The projected cost for the new drug benefit is $40 billion a year. Also, the bills would require drug companies to give seniors the same "discounts" as managed care organizations like the Veterans Administration and Medicaid -- an indirect form of price controls.
The Families USA Foundation claims that 13 percent of seniors are forced to choose between buying food and medicine.
- But less than 2 percent of seniors had difficulty getting needed prescription drugs, according to the National Health Interview Survey of 1994.

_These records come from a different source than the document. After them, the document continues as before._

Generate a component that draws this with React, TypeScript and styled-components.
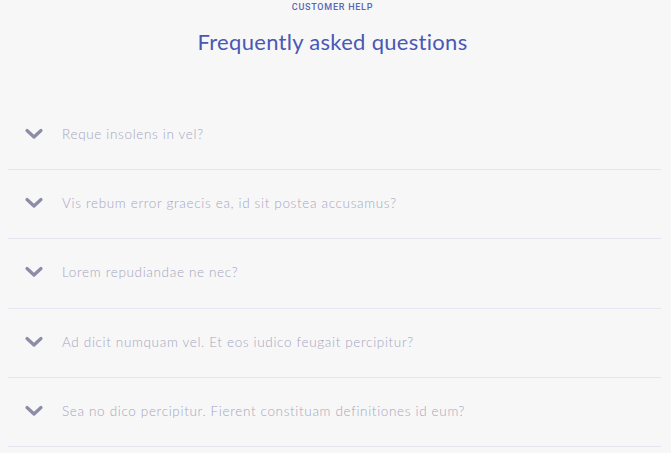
import styled, { createGlobalStyle } from "styled-components"

const GlobalStyle = createGlobalStyle`
    html, body {
        margin: 0;
        padding: 0;
        background: #f7f7f7;
    }
`

const Page = styled.section`
    display: flex;
    flex-direction: column;
    padding: 0 8px;
    font-family: Lato, "Noto Sans", sans-serif;
`

const Header = styled.header`
    display: flex;
    flex-direction: column;
    align-items: center;
    padding-right: 6px;
`

const Eyebrow = styled.span`
    margin-top: 2px;
    font-family: Roboto, "Liberation Sans", sans-serif;
    font-size: 9px;
    font-weight: 500;
    line-height: 10px;
    letter-spacing: 0.75px;
    color: #5866b6;
`

const Title = styled.h2`
    margin: 17px 0 0;
    font-size: 22px;
    font-weight: 400;
    line-height: 26px;
    letter-spacing: 0.3px;
    color: #4a58b4;
`

const List = styled.ul`
    list-style: none;
    margin: 45.75px 0 0;
    padding: 0;
`

const Item = styled.li`
    display: flex;
    align-items: center;
    gap: 18px;
    box-sizing: border-box;
    height: 69.25px;
    padding: 0 0 2px 16px;
    border-bottom: 1px solid #e6e6f2;
    margin-right: 2px;
`

const Chevron = styled.svg`
    width: 20px;
    height: 12px;
    flex: none;
`

const Question = styled.span`
    font-size: 13.5px;
    font-weight: 300;
    letter-spacing: 0.66px;
    color: #a6a6c0;
`

const questions = [
    "Reque insolens in vel?",
    "Vis rebum error graecis ea, id sit postea accusamus?",
    "Lorem repudiandae ne nec?",
    "Ad dicit numquam vel. Et eos iudico feugait percipitur?",
    "Sea no dico percipitur. Fierent constituam definitiones id eum?",
]

export default function App() {
    return (
        <>
            <GlobalStyle />
            <Page>
                <Header>
                    <Eyebrow>CUSTOMER HELP</Eyebrow>
                    <Title>Frequently asked questions</Title>
                </Header>
                <List>
                    {questions.map((q) => (
                        <Item key={q}>
                            <Chevron viewBox="0 0 20 12">
                                <path
                                    d="M3 2.5 L10 9 L17 2.5"
                                    fill="none"
                                    stroke="#8c8ca8"
                                    strokeWidth="3.2"
                                    strokeLinecap="round"
                                    strokeLinejoin="round"
                                />
                            </Chevron>
                            <Question>{q}</Question>
                        </Item>
                    ))}
                </List>
            </Page>
        </>
    )
}
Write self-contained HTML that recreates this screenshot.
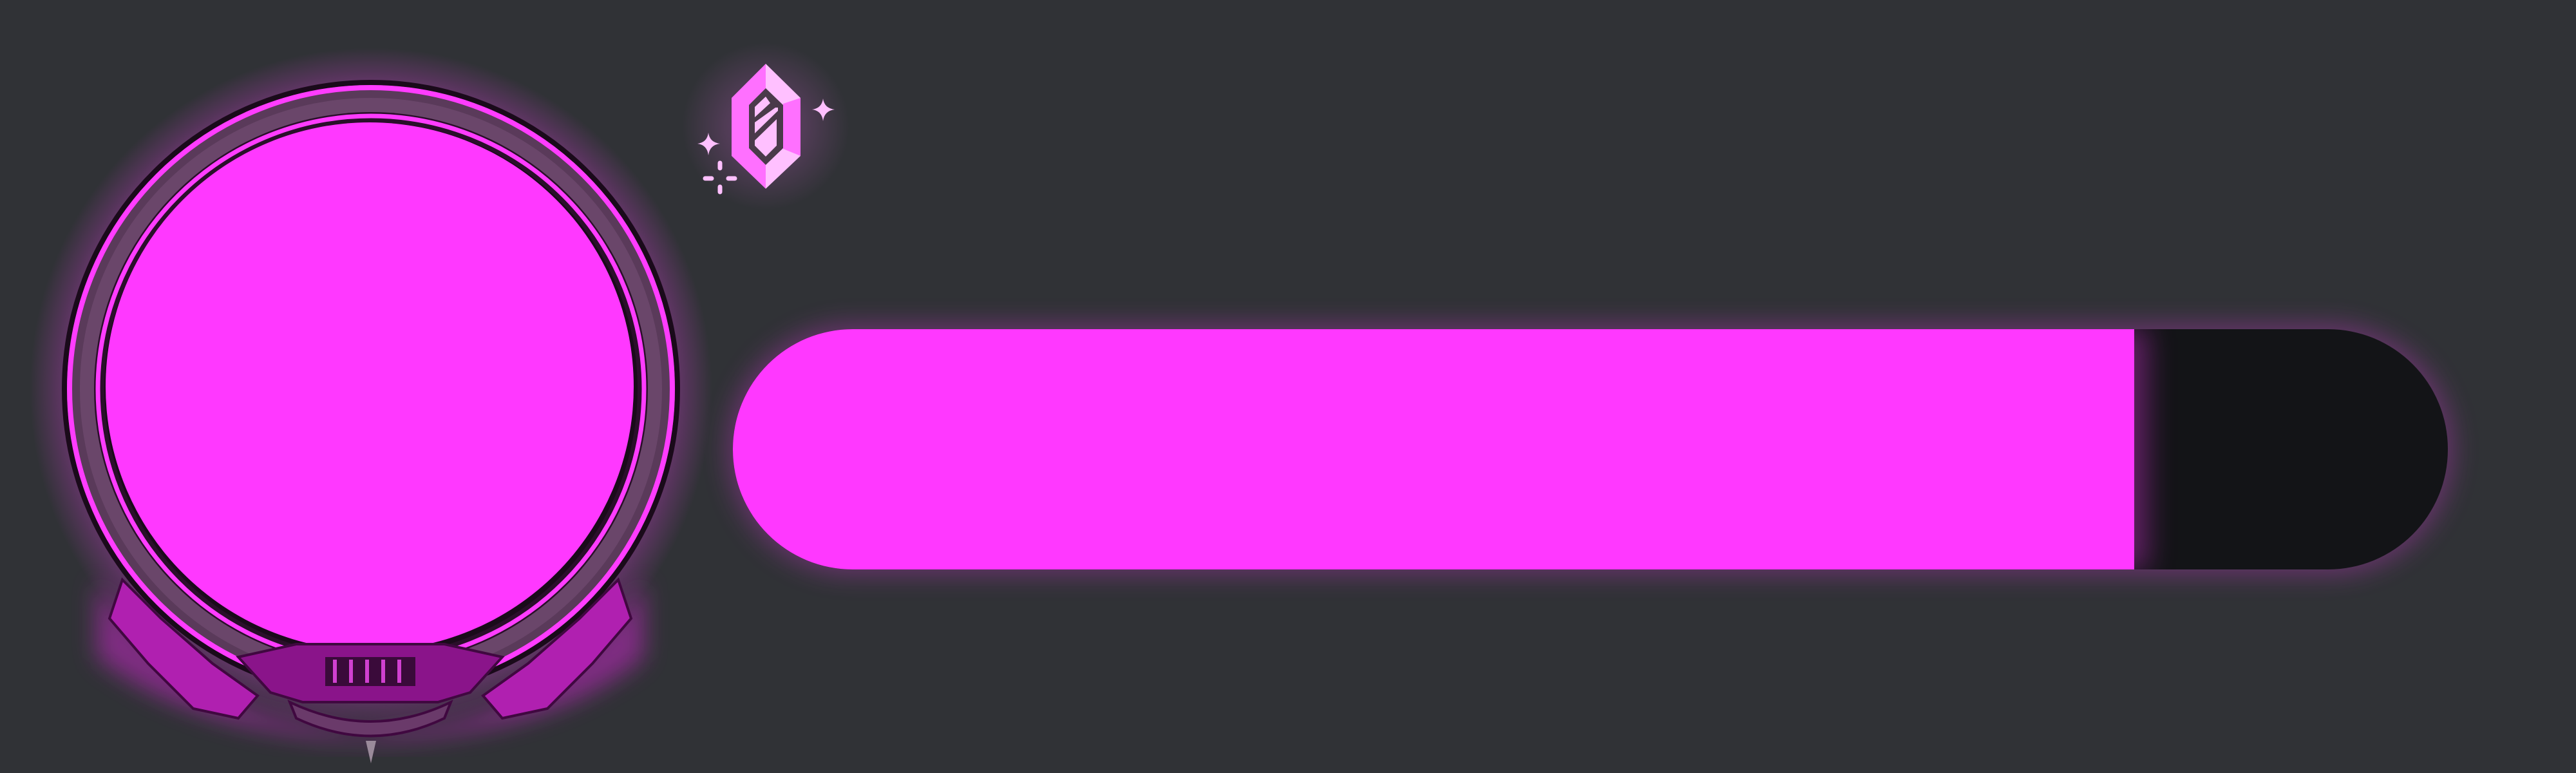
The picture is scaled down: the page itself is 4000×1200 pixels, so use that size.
<!DOCTYPE html>
<html><head><style>
html,body{margin:0;padding:0;background:#303236;width:4000px;height:1200px;overflow:hidden}
.bar{position:absolute;left:1138px;top:511px;width:2663px;height:373px;border-radius:186px;background:#131417;box-shadow:0 0 40px 8px rgba(255,60,255,0.28);overflow:hidden}
.fill{position:absolute;left:0;top:0;width:2176px;height:373px;background:#ff38ff;box-shadow:20px 0 40px rgba(255,56,255,0.35)}
svg{position:absolute;left:0;top:0}
</style></head><body>
<div class="bar"><div class="fill"></div></div>
<svg width="1400" height="1200" viewBox="0 0 1400 1200">
<defs>
<radialGradient id="gl" cx="50%" cy="50%" r="50%">
<stop offset="0.85" stop-color="#ff40ff" stop-opacity="0.35"/>
<stop offset="1" stop-color="#ff40ff" stop-opacity="0"/>
</radialGradient>
<radialGradient id="gg" cx="50%" cy="50%" r="50%">
<stop offset="0" stop-color="#ff70ff" stop-opacity="0.3"/>
<stop offset="1" stop-color="#ff70ff" stop-opacity="0"/>
</radialGradient>
<filter id="bl"><feGaussianBlur stdDeviation="18"/></filter>
</defs>
<circle cx="576" cy="604" r="530" fill="url(#gl)"/>
<g filter="url(#bl)" fill="#d028d0" opacity="0.5">
<path d="M150 900 Q260 1060 420 1110 L560 1140 L700 1120 Q880 1080 1000 900 L1000 1020 Q860 1140 580 1150 Q300 1140 150 1020Z"/>
</g>
<!-- outer ring -->
<circle cx="576" cy="604" r="476" fill="#5a3a5a" stroke="#1a0a1a" stroke-width="8"/>
<circle cx="576" cy="604" r="468" fill="none" stroke="#ff3cff" stroke-width="8"/>
<circle cx="576" cy="604" r="452" fill="#6a466a"/>
<circle cx="576" cy="604" r="430" fill="#2a0f2a"/>
<circle cx="576" cy="604" r="424" fill="none" stroke="#ff3cff" stroke-width="7"/>
<circle cx="576" cy="604" r="414" fill="#1a0a1a"/>
<circle cx="574" cy="600" r="410" fill="#ff38ff"/>
<!-- bottom ornaments -->
<g fill="#b020b0" stroke="#400840" stroke-width="4">
<path d="M190 900 L250 960 L330 1030 L400 1080 L370 1115 L300 1100 L230 1030 L170 960Z"/>
<path d="M960 900 L900 960 L820 1030 L750 1080 L780 1115 L850 1100 L920 1030 L980 960Z"/>
<path d="M370 1020 L460 1000 L690 1000 L780 1020 L730 1075 L680 1090 L470 1090 L420 1075Z" fill="#8a148a"/>
<path d="M450 1090 Q576 1150 700 1090 L690 1115 Q576 1170 460 1115Z" fill="#6a3a6a"/>
</g>
<rect x="505" y="1020" width="140" height="45" fill="#3a0a3a"/>
<g stroke="#d040d0" stroke-width="6">
<line x1="520" y1="1024" x2="520" y2="1060"/><line x1="545" y1="1024" x2="545" y2="1060"/>
<line x1="570" y1="1024" x2="570" y2="1060"/><line x1="595" y1="1024" x2="595" y2="1060"/>
<line x1="620" y1="1024" x2="620" y2="1060"/>
</g>
<path d="M568 1150 L576 1185 L584 1150Z" fill="#9a8a9a"/>
<!-- gem glow -->
<circle cx="1189" cy="196" r="130" fill="url(#gg)"/>
<path d="M1189 99 L1136 152 L1136 242 L1189 293Z" fill="#ff70ff"/>
<path d="M1189 99 L1243 152 L1243 242 L1189 293Z" fill="#ffc0ff"/>
<path d="M1216 161 L1243 152 L1243 242 L1216 231Z" fill="#ff70ff"/>
<path d="M1189 137 L1163 163 L1163 230 L1189 256 L1216 230 L1216 163Z" fill="#4a3a4a"/>
<path d="M1189 150 L1172 166 L1172 182 L1196 160Z" fill="#ffc0ff"/>
<path d="M1172 190 L1172 207 L1208 172 L1208 167 L1204 167Z" fill="#ffc0ff"/>
<path d="M1172 218 L1172 226 L1189 243 L1206 226 L1206 185Z" fill="#ffc0ff"/>
<path d="M1278 153 Q1280 168 1296 170 Q1280 172 1278 188 Q1276 172 1261 170 Q1276 168 1278 153Z" fill="#ffc0ff"/>
<path d="M1100 206 Q1102 221 1118 223 Q1102 225 1100 241 Q1098 225 1083 223 Q1098 221 1100 206Z" fill="#ffc0ff"/>
<g stroke="#ffc0ff" stroke-width="7" stroke-linecap="round">
<line x1="1118" y1="253" x2="1118" y2="261"/><line x1="1118" y1="290" x2="1118" y2="298"/>
<line x1="1095" y1="277" x2="1105" y2="277"/><line x1="1131" y1="277" x2="1141" y2="277"/>
</g>
</svg>
</body></html>
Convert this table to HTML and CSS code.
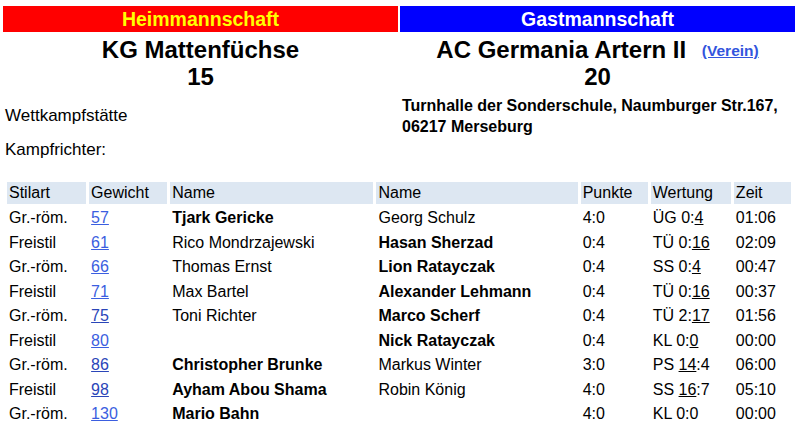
FILE: index.html
```html
<!DOCTYPE html>
<html lang="de">
<head>
<meta charset="utf-8">
<title>Kampf</title>
<link rel="stylesheet" href="styles.css">
</head>
<body>
<div class="top">
  <div class="bar home">Heimmannschaft</div>
  <div class="bar guest">Gastmannschaft</div>
  <div class="team">KG Mattenfüchse</div>
  <div class="team">AC Germania Artern II <a href="#" class="verein">(Verein)</a></div>
  <div class="score">15</div>
  <div class="score">20</div>
  <div class="label venue-label">Wettkampfstätte</div>
  <div class="venue">Turnhalle der Sonderschule, Naumburger Str.167, 06217 Merseburg</div>
  <div class="label judge">Kampfrichter:</div>
  <div class="judge"></div>
</div>
<table class="bouts">
  <colgroup>
    <col class="c-style"><col class="c-weight"><col class="c-name1"><col class="c-name2"><col class="c-points"><col class="c-rating"><col class="c-time">
  </colgroup>
  <thead>
    <tr><th>Stilart</th><th>Gewicht</th><th>Name</th><th>Name</th><th>Punkte</th><th>Wertung</th><th>Zeit</th></tr>
  </thead>
  <tbody>
    <tr><td>Gr.-röm.</td><td><a href="#">57</a></td><td class="win">Tjark Gericke</td><td>Georg Schulz</td><td>4:0</td><td>ÜG 0:<u>4</u></td><td>01:06</td></tr>
    <tr><td>Freistil</td><td><a href="#">61</a></td><td>Rico Mondrzajewski</td><td class="win">Hasan Sherzad</td><td>0:4</td><td>TÜ 0:<u>16</u></td><td>02:09</td></tr>
    <tr><td>Gr.-röm.</td><td><a href="#">66</a></td><td>Thomas Ernst</td><td class="win">Lion Ratayczak</td><td>0:4</td><td>SS 0:<u>4</u></td><td>00:47</td></tr>
    <tr><td>Freistil</td><td><a href="#">71</a></td><td>Max Bartel</td><td class="win">Alexander Lehmann</td><td>0:4</td><td>TÜ 0:<u>16</u></td><td>00:37</td></tr>
    <tr><td>Gr.-röm.</td><td><a href="#" class="visited">75</a></td><td>Toni Richter</td><td class="win">Marco Scherf</td><td>0:4</td><td>TÜ 2:<u>17</u></td><td>01:56</td></tr>
    <tr><td>Freistil</td><td><a href="#">80</a></td><td></td><td class="win">Nick Ratayczak</td><td>0:4</td><td>KL 0:<u>0</u></td><td>00:00</td></tr>
    <tr><td>Gr.-röm.</td><td><a href="#" class="visited">86</a></td><td class="win">Christopher Brunke</td><td>Markus Winter</td><td>3:0</td><td>PS <u>14</u>:4</td><td>06:00</td></tr>
    <tr><td>Freistil</td><td><a href="#" class="visited">98</a></td><td class="win">Ayham Abou Shama</td><td>Robin König</td><td>4:0</td><td>SS <u>16</u>:7</td><td>05:10</td></tr>
    <tr><td>Gr.-röm.</td><td><a href="#">130</a></td><td class="win">Mario Bahn</td><td></td><td>4:0</td><td>KL 0:0</td><td>00:00</td></tr>
  </tbody>
</table>
</body>
</html>
```
FILE: styles.css
```css
html, body {
  margin: 0;
  padding: 0;
  background: #ffffff;
}
body {
  font-family: "Liberation Sans", Arial, sans-serif;
  color: #000;
}
.top {
  display: grid;
  grid-template-columns: 395px 395px;
  column-gap: 2px;
  margin: 6px 0 0 3px;
}
.bar {
  height: 26px;
  line-height: 26px;
  text-align: center;
  font-weight: bold;
  font-size: 19.5px;
}
.home {
  background: #ff0000;
  color: #ffff00;
}
.guest {
  background: #0000ff;
  color: #ffffff;
}
.team {
  text-align: center;
  font-weight: bold;
  font-size: 24px;
  line-height: 26px;
  padding-top: 5px;
}
.verein {
  font-size: 15.5px;
  color: #3355dd;
  margin-left: 9px;
  vertical-align: 2px;
}
.score {
  text-align: center;
  font-weight: bold;
  font-size: 24px;
  line-height: 26px;
}
.label {
  font-size: 17px;
  padding-left: 2px;
  display: flex;
  align-items: center;
}
.venue-label, .venue {
  margin-top: 5px;
}
.venue {
  font-size: 16px;
  font-weight: bold;
  line-height: 21px;
  padding: 0 0 0 2px;
}
.judge {
  margin-top: 3px;
  height: 20px;
}
.bouts {
  margin: 19px 0 0 4px;
  width: 790px;
  table-layout: fixed;
  border-collapse: separate;
  border-spacing: 3px;
  font-size: 16px;
}
.c-style { width: 79px; }
.c-weight { width: 78px; }
.c-name1 { width: 203px; }
.c-name2 { width: 201px; }
.c-points { width: 67px; }
.c-rating { width: 80px; }
.c-time { width: 57px; }
.bouts th {
  background: #dde7f2;
  font-weight: normal;
  text-align: left;
  padding: 2px;
  height: 18px;
  line-height: 18px;
}
.bouts td {
  padding: 2px;
  height: 17.5px;
  line-height: 17.5px;
  white-space: nowrap;
}
.bouts td.win {
  font-weight: bold;
}
.bouts a {
  color: #3b5ee0;
}
.bouts a.visited {
  color: #2a45b8;
}
```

- Furthermore, the average seniors spends $500 a year on prescription drugs -- which is about 2 percent of the average senior's income of $25,000 a year, and less than they spend on restaurants ($1,160), home furnishing ($1,032) or health insurance ($1,494), according to the Consumer Expenditure Survey.
- And even the poorest seniors report spending less on drugs than on dining out.
Nearly three-quarters of seniors already have some drug benefits through Medicare Health Maintenance Organizations, private health plans, Medicaid or state-run programs. And in 1997, almost 60 percent of Medicare beneficiaries with incomes below the federal poverty threshold (about 1.5 million seniors) were eligible for Medicaid -- which provides medications -- but not enrolled in the program.
Instead of a costly universal benefit, says Goldberg, Medicare should give vouchers to seniors in poorest health, adjusted for income and severity of illness, to buy care that includes drug benefits.